Another law would “decentralize” public services, handing them over to local authorities and giving these the right to subcontract private service providers. The plan, according to the MUD, is to “suppress monopolies and reservations the state has made in the provision of public services to their detriment, ... with strategic partnerships with private or mixed companies by granting concessions.”

A third law in this area would open up concessions for large infrastructure projects to foreign investors and multilateral financing institutions. The socialist government worked hard to end these types of deals with outsiders to enhance sovereignty and what it sees as foreign intervention into domestic affairs, especially from the United States, which has a history of meddling in the region’s politics to protect its usually capital-based interests in the country.

The MUD specifically mentions services such as roads, water supply, garbage collection, ports and airports, for which it plans to “allow and encourage multilateral funding, which would be repaid by exploiting concessions, private companies associated with the state, to develop large-scale projects and the high investment necessary for the (services’) best performance.”

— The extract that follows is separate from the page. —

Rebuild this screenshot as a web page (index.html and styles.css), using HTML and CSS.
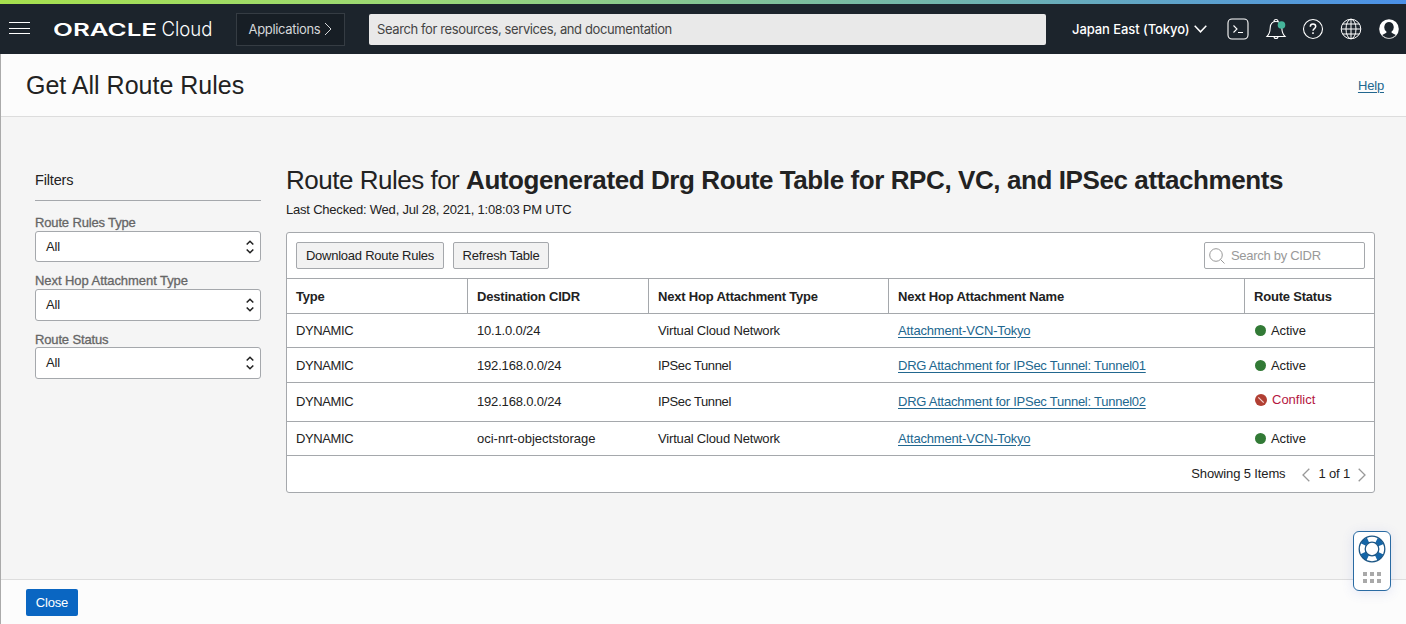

Venezuela’s very real crime problem, which the MUD’s document calls “one of the most serious problems facing everyday citizens in Venezuela,” would be tackled, according to the MUD plan, by giving more power to municipal and state police forces, which are often controlled by opposition local governments. In 2002, it was municipal police in Caracas that played a key role in the failed U.S.-backed coup attempt against then President Hugo Chavez, who had begun a socialist revolution three years earlier.

In terms of the media, the opposition majority in the National Assembly proposes a law to “end hegemony” in the public media and ensure the “independence” of those in charge of those media outlets.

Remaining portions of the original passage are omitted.